ロシア戦車が惨敗した理由(上)気になるプーチン政権の「余命」その2
Japan In-depth / 2022年5月24日 18時0分
林信吾(作家・ジャーナリスト)
林信吾の「西方見聞録」
【まとめ】
・「戦車大国」ロシアの戦車がウクライナ侵攻では多数撃破された。旧日本陸軍が抱えていた問題との共通点が見える。
・戦車T-32は「大祖国戦争」を勝利に導き、賞賛され続けている。今年の対独戦勝記念日の行進にも参加。
・ウクライナ侵攻で注目されたT-72。かつて英国製チーフテン戦車を多数撃破し名を挙げたが、もう40年前の話。
ロシアと言えば、旧ソ連邦時代から「戦車大国」と称されてきた。
ところが今次のウクライナ侵攻においては、NATO諸国が供与した対戦車ミサイルなどにより、多数の戦車が撃破されている。一説によれば、ロシア軍は5月10日までに1000輛もの装甲戦闘車両を喪失しており、これは即応戦力のおよそ半数にものぼるという。

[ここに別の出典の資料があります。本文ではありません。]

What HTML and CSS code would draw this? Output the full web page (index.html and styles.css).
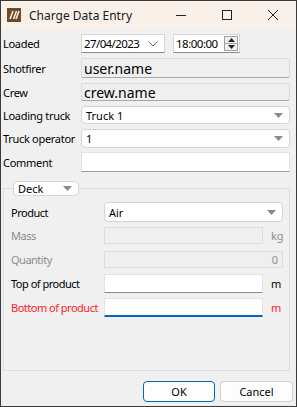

どうしてこのようなことになったのか、という問題を掘り下げて行くと、そこには旧日本陸軍が抱えていた問題との共通点が見えてくる。
自身も学徒動員組の速成戦車兵であった司馬遼太郎が、幾度となく書きとどめていることだが、煎じ詰めて言えば、旧日本軍の戦車というのは、初期の段階でこそ世界水準と呼べるものであったのだが、経済力の限界から、欧米諸国のように戦車を次々にモデルチェンジすることができず、時代に取り残された戦車を後生大事に使うほかはなかった。米国のM4を性能面で上回る戦車の開発にも乗り出したが、試作段階で終戦となっている。
戦時中の日本人、特にインテリは、ある程度の知見は得ていたようで、司馬遼太郎自身、戦車隊に配属されたと友人に告げたところ、
「戦車じゃ、死ぬなあ」
などと言われ、自分でもほとんど諦観していたそうだ。
当時の日本戦車は、攻撃力・防御力ともに米ソの新鋭戦車には遠く及ばず、数の差も圧倒的で、なすすべもなく全滅させられるのは必定だと考えられていたのである。
実際問題として、沖縄に上陸した米戦車を日本軍がどう迎え撃ったかと言えば、歩兵が爆弾を抱えて車体の下に飛び込むという自爆戦法であった。
これに対してソ連軍は、ナチス・ドイツ軍と切磋琢磨しながら、有名なT-34をはじめ新型戦車を次々に開発し、驚くべき早さで大量生産して実戦に投入していった。
それまで戦車と言えば、味方歩兵への火力支援を主任務とする、重戦車もしくは歩兵戦車と呼ばれるタイプ、敵戦車との戦闘を主任務とする中戦車、そして偵察などに用いられる軽戦車もしくは巡航戦車と呼ばれるタイプがあったのだが、T-34は中戦車に分類されていたものの、どのような任務もこなせる優れもので、史上初めての主力戦車(メイン・バトル・タンク=MBT)と称されている。